Matessi, Alvise

Italian State Middle School

Research Topic: Route Connections Across The Taurus From The Late Bronze Age Through The Iron Age (17th-7th Bce)

Dr. Matessi holds a PhD degree in Ancient Near Eastern Studies, obtained in 2014 at the University of Pavia with a dissertation on the political geography of South-Central Anatolia during the Hittite period. The core topics of his research are emic perceptions of political spaces, spatial reproduction of authority and effects of spatial constraints on political action. His work has touched upon many different contexts of the Eastern Mediterranean, dealing with datasets pertaining to several periods, but his main focus is on the 2nd millennium BCE in Anatolia and Syria. He pursues a holistic approach to history, integrating the interpretation of relevant textual sources with the analysis of archaeological landscapes. In 2014–15, Alvise was appointed Visiting Professor at the Institute for the History of Ancient Civilizations, Northeast Normal University (Changchun, China) and has been research fellow at the Instituto Italiano per la Storia Antica (Rome, Italy) in 2016 and 2017.
As a KHI-ANAMED fellow at ANAMED, Alvise will investigate in an interdisciplinary approach transformation in Eastern Mediterranean route networks from the beginning of the Late Bronze Age through the Iron Age (17th–7th BCE).

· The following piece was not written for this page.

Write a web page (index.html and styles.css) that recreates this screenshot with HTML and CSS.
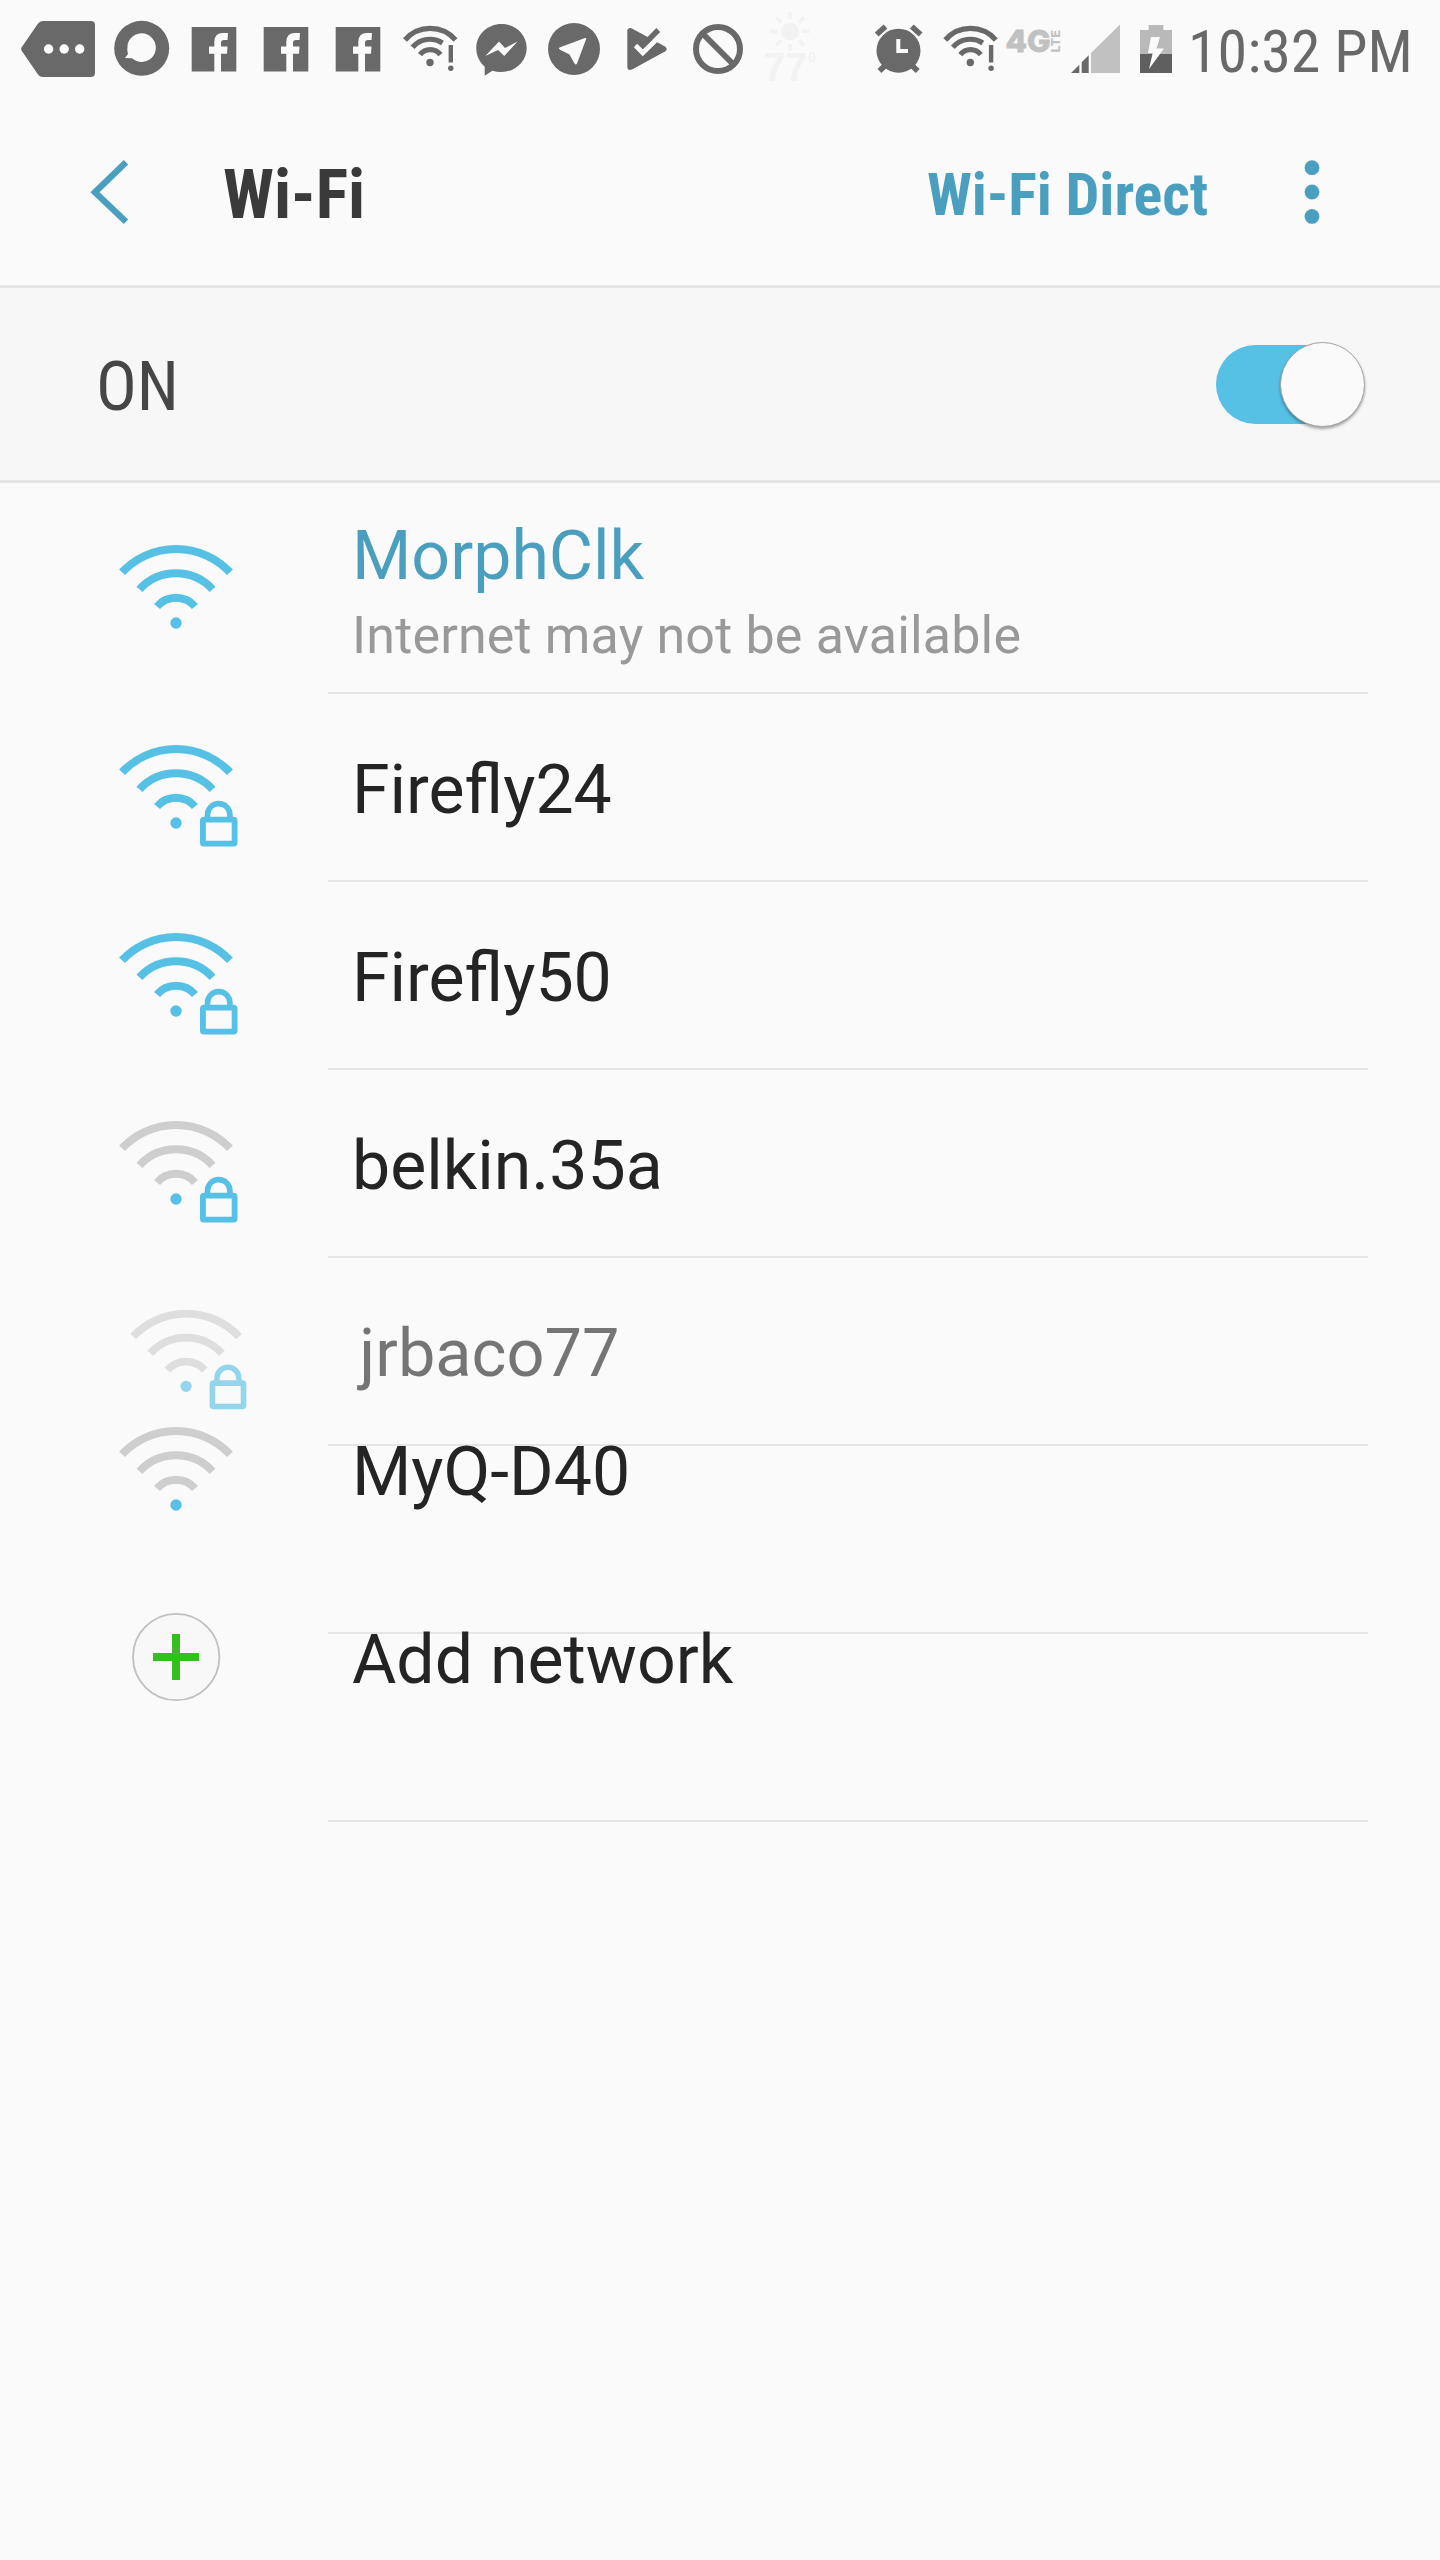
FILE: index.html
```html
<!DOCTYPE html>
<html lang="en">
<head>
<meta charset="utf-8">
<title>Wi-Fi</title>
<link rel="stylesheet" href="styles.css">
</head>
<body>
<svg class="defs" width="0" height="0">
  <symbol id="fb" viewBox="178 0 72 100">
    <path fill="#696969" d="M191.700 27H236.300V71.500H191.700z"/>
    <path fill="#fafafa" d="M214.300 72V53.700H209V46.500H214.300V42Q214.300 33 223 33H228L227.500 40H224Q221 40 221 43V46.500H227.500L227 53.700H221V72z"/>
  </symbol>
  <symbol id="swifi" viewBox="394 0 72 100">
    <g fill="none" stroke="#696969" stroke-width="5.200">
      <path d="M405 40A33.300 33.300 0 0 1 455.500 40"/>
      <path d="M412.500 47.300A23 23 0 0 1 442.500 43"/>
      <path d="M420 54.700A13 13 0 0 1 440.500 54.700"/>
      <path stroke-width="4.400" d="M450.800 45V62.500"/>
    </g>
    <circle cx="430" cy="62.500" r="3.700" fill="#696969"/>
    <circle cx="450.800" cy="68.200" r="2.700" fill="#696969"/>
  </symbol>
  <symbol id="wifi" viewBox="-60 -82 124 110">
    <g class="arcs" fill="none" stroke-width="8">
      <path d="M-54 -50.700A74 74 0 0 1 54 -50.700"/>
      <path d="M-36.500 -33.600A49.500 49.500 0 0 1 36.500 -33.600"/>
      <path d="M-19 -16.500A25 25 0 0 1 19 -16.500"/>
    </g>
    <circle r="5.700" fill="#57c0e5"/>
  </symbol>
  <symbol id="lock" viewBox="-60 -82 124 110">
    <g fill="none" stroke="#57c0e5">
      <rect x="26.900" y="-3.300" width="31.700" height="23.900" rx="1" stroke-width="5.800"/>
      <path stroke-width="5.600" d="M31.500 -4V-8.200a11.200 11.200 0 0 1 22.400 0V-4"/>
    </g>
  </symbol>
</svg>

<header class="status">
  <div class="notifications">
    <svg width="108" height="96" viewBox="0 0 108 96"><path fill="#696969" d="M21.500 47.500L38 23.500Q39.700 21 43 21H91Q95 21 95 25V73Q95 77 91 77H43Q39.700 77 38 74.500L21.500 50.500Q20.700 49 21.500 47.500z"/><g fill="#fff"><circle cx="48.600" cy="49" r="4.700"/><circle cx="64.200" cy="49" r="4.700"/><circle cx="79.700" cy="49" r="4.700"/></g></svg>
    <svg width="70" height="96" viewBox="108 0 70 96"><circle cx="141.700" cy="48.300" r="27.500" fill="#696969"/><path fill="#fafafa" d="M127.700 44A14.300 14.300 0 1 1 132 58.300L125 58L128 54Q126.800 50 127.700 44z"/></svg>
    <svg width="72" height="100"><use href="#fb"/></svg>
    <svg width="72" height="100"><use href="#fb"/></svg>
    <svg width="72" height="100"><use href="#fb"/></svg>
    <svg width="72" height="100"><use href="#swifi"/></svg>
    <svg width="72" height="96" viewBox="466 0 72 96"><path fill="#696969" d="M501.500 24C515.500 24 526.700 34.700 526.700 48S515.500 72 501.500 72Q496.500 72 492.300 70.700L484.700 75.700V66.700C479.500 62 476.300 56 476.300 48C476.300 34.700 487.500 24 501.500 24z"/><path fill="#fafafa" d="M485.300 56L499 41.500L505 48L517.500 41.500L504.300 56L498 50z"/></svg>
    <svg width="72" height="96" viewBox="538 0 72 96"><circle cx="574" cy="49" r="26" fill="#696969"/><path fill="#fafafa" d="M559.500 47.500L585 38Q586.700 37.500 586.200 39L577 63.500Q576 65.500 574.500 63.500L569.500 54.600L560 49.800Q558 48.500 559.500 47.500z"/></svg>
    <svg width="72" height="96" viewBox="610 0 72 96"><path fill="#696969" d="M627.300 30.500Q627.800 27 631.500 28.200L665 46.500Q668.500 49 665 51.500L632 69.500Q627.800 71 627.300 67z"/><path stroke="#696969" stroke-width="5.400" d="M658.300 30L643 45.500"/><path fill="none" stroke="#fafafa" stroke-width="4.800" d="M635.500 45.500L642.800 52.800L658 38"/></svg>
    <svg width="72" height="96" viewBox="682 0 72 96"><g fill="none" stroke="#696969" stroke-width="6"><circle cx="718" cy="49" r="22"/><path d="M702.500 33.500L733.500 64.500"/></g></svg>
    <svg width="72" height="96" viewBox="754 0 72 96"><g fill="#f2f2f2"><circle cx="790" cy="31.500" r="9"/><path stroke="#f2f2f2" stroke-width="3.600" d="M790 12v7M790 44v7M770.500 31.500h7M802.500 31.500h7M776 17.500l5 5M799 40.500l5 5M776 45.500l5-5M799 22.500l5-5"/><text class="temp" x="763.800" y="81" font-size="40" textLength="43" lengthAdjust="spacingAndGlyphs">77</text><text class="temp" x="808" y="62.300" font-size="15">0</text></g></svg>
  </div>
  <div class="system">
    <svg width="64" height="96" viewBox="870 0 64 96"><circle cx="898.500" cy="50.700" r="22" fill="#696969"/><path fill="none" stroke="#696969" stroke-width="5.600" d="M876.700 34.500L885.500 26.500M911.800 26.500L920.600 34.500M879.500 71L886 64.500M911 64.500L917.700 71"/><path fill="none" stroke="#fafafa" stroke-width="4" d="M898.300 39V51H908"/></svg>
    <svg width="68" height="100" viewBox="0 0 68 100"><use href="#swifi" x="0.300" width="72" height="100"/></svg>
    <svg width="62" height="96" viewBox="1002 0 62 96"><g fill="#c1c1c1"><text class="lte" x="1005.500" y="52" font-size="30" textLength="45" lengthAdjust="spacingAndGlyphs" stroke="#c1c1c1" stroke-width="0.800">4G</text><text class="lte" transform="translate(1060 52.500) rotate(-90)" font-size="12" textLength="22.500" lengthAdjust="spacingAndGlyphs">LTE</text></g></svg>
    <svg width="64" height="96" viewBox="1064 0 64 96"><path fill="#c1c1c1" d="M1091 73V53L1120 24.500V73z"/><path fill="#696969" d="M1071 73L1079.300 64.700V73zM1081.700 73V62.300L1088.700 55.300V73z"/></svg>
    <svg width="60" height="96" viewBox="1128 0 60 96"><path fill="#b9b9b9" d="M1140 30H1148.700V25H1163.300V30H1172V54H1140z"/><path fill="#5f5f5f" d="M1140 54H1172V73H1140z"/><path fill="#fafafa" d="M1151 37H1160L1156.500 48.500H1164L1149 69L1152.700 53H1148z"/></svg>
    <span class="clock cond">10:32 PM</span>
  </div>
</header>

<nav class="bar">
  <svg class="back" width="46" height="72" viewBox="86 156 46 72"><path fill="none" stroke="#4a9fbf" stroke-width="6.400" d="M126 162.200L95 192.200L126 221.800"/></svg>
  <h1 class="title cond">Wi-Fi</h1>
  <span class="direct cond">Wi-Fi Direct</span>
  <svg class="more" width="20" height="72" viewBox="1302 156 20 72"><g fill="#4a9fbf"><circle cx="1312" cy="167.700" r="7.400"/><circle cx="1312" cy="192" r="7.400"/><circle cx="1312" cy="216.400" r="7.400"/></g></svg>
</nav>

<section class="power">
  <span class="state cond">ON</span>
  <span class="toggle"><span class="knob"></span></span>
</section>

<main class="list">
  <div class="row connected">
    <svg class="icon strong" width="124" height="110"><use href="#wifi"/></svg>
    <div class="label"><span class="name">MorphClk</span><span class="note">Internet may not be available</span></div>
  </div>
  <div class="row">
    <svg class="icon strong" width="124" height="110"><use href="#wifi"/><use href="#lock"/></svg>
    <div class="label"><span class="name">Firefly24</span></div>
  </div>
  <div class="row">
    <svg class="icon strong" width="124" height="110"><use href="#wifi"/><use href="#lock"/></svg>
    <div class="label"><span class="name">Firefly50</span></div>
  </div>
  <div class="row">
    <svg class="icon" width="124" height="110"><use href="#wifi"/><use href="#lock"/></svg>
    <div class="label"><span class="name">belkin.35a</span></div>
  </div>
  <div class="row leaving">
    <svg class="icon" width="124" height="110"><use href="#wifi"/><use href="#lock"/></svg>
    <div class="label"><span class="name">jrbaco77</span></div>
  </div>
  <div class="row sliding">
    <svg class="icon" width="124" height="110"><use href="#wifi"/></svg>
    <div class="label"><span class="name">MyQ-D40</span></div>
  </div>
  <div class="row sliding">
    <svg class="icon" width="124" height="110" viewBox="116 1611 124 110"><circle cx="176.200" cy="1657" r="43.200" fill="#f8f8f8" stroke="#c0c0c0" stroke-width="1.800"/><path stroke="#35bf1f" stroke-width="8" d="M153 1657H199M176 1634V1680"/></svg>
    <div class="label"><span class="name">Add network</span></div>
  </div>
</main>
</body>
</html>
```
FILE: styles.css
```css
* { box-sizing: border-box; }

body {
  margin: 0;
  width: 1440px;
  height: 2560px;
  background: #fafafa;
  font-family: Roboto, "Liberation Sans", sans-serif;
  overflow: hidden;
}

svg { display: block; flex: none; }
.defs { position: absolute; }

.cond {
  font-family: "Roboto Condensed", Roboto, sans-serif;
  font-stretch: condensed;
  white-space: nowrap;
}

.status {
  display: flex;
  height: 96px;
  overflow: hidden;
}
.notifications { display: flex; width: 870px; }
.system { display: flex; }
.temp { font-family: "Liberation Sans", sans-serif; font-weight: 700; }
.lte { font-family: Inter, sans-serif; font-weight: 800; }
.clock {
  font-size: 60px;
  line-height: 103px;
  color: #696969;
}

.bar {
  display: flex;
  align-items: center;
  height: 192px;
  padding: 3px 118px 0 86px;
  border-bottom: 3px solid #e6e6e6;
}
.title {
  margin: 0 0 0 91px;
  padding-top: 6px;
  font-size: 68px;
  font-weight: 700;
  line-height: 80px;
  color: #3a3a3a;
}
.direct {
  margin-left: auto;
  padding-top: 5px;
  font-size: 60px;
  font-weight: 700;
  line-height: 76px;
  letter-spacing: -.1px;
  color: #4a9fbf;
}
.more { margin-left: 94px; }

.power {
  display: flex;
  align-items: center;
  justify-content: space-between;
  height: 195px;
  padding: 0 78px 0 96px;
  background: #f7f7f7;
  border-bottom: 3px solid #e4e4e4;
}
.state { padding-top: 5px; font-size: 68px; line-height: 80px; color: #464646; }
.toggle {
  position: relative;
  width: 146px;
  height: 79px;
  border-radius: 40px;
  background: #57c0e5;
}
.knob {
  position: absolute;
  right: -3px;
  top: -3px;
  width: 85px;
  height: 85px;
  border: 1px solid #a5a5a5;
  border-radius: 50%;
  background: #fafafa;
  box-shadow: 0 2px 3px rgba(0, 0, 0, .35);
}

.row {
  display: flex;
  align-items: flex-start;
  height: 188px;
  padding-left: 116px;
  background: linear-gradient(#e5e5e5, #e5e5e5) 328px 100% / 1040px 2px no-repeat;
}
.icon { margin-top: 47px; color: #cecece; }
.arcs { stroke: currentColor; }
.strong { color: #57c0e5; }
.label { display: flex; flex-direction: column; margin-left: 112px; padding-top: 56px; }
.name { font-size: 68px; line-height: 80px; color: #242424; white-space: nowrap; }
.note { font-size: 52px; line-height: 60px; letter-spacing: .17px; color: #999; white-space: nowrap; }

.connected { height: 211px; }
.connected .icon { margin-top: 58px; }
.connected .label { padding-top: 33px; }
.connected .name { color: #4a9fbf; }
.connected .note { margin-top: 10px; }

.leaving > * { opacity: .62; }
.leaving .icon { transform: scale(.98); transform-origin: 564px 47px; }
.leaving .label { transform: scale(.98); transform-origin: 368px 80px; }
.sliding > * { transform: translateY(-70px); }
```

His focus will be on routes across the Taurus mountains, that played a crucial role in the interactions between Central Anatolia and the Levant. Through the combined analysis of both written sources and archaeological data, Alvise’s research will contribute shedding new light on the formation and disaggregation of regional and cross-regional socio-cultural identities between Anatolia and Syria during the Late Bronze and Iron Ages.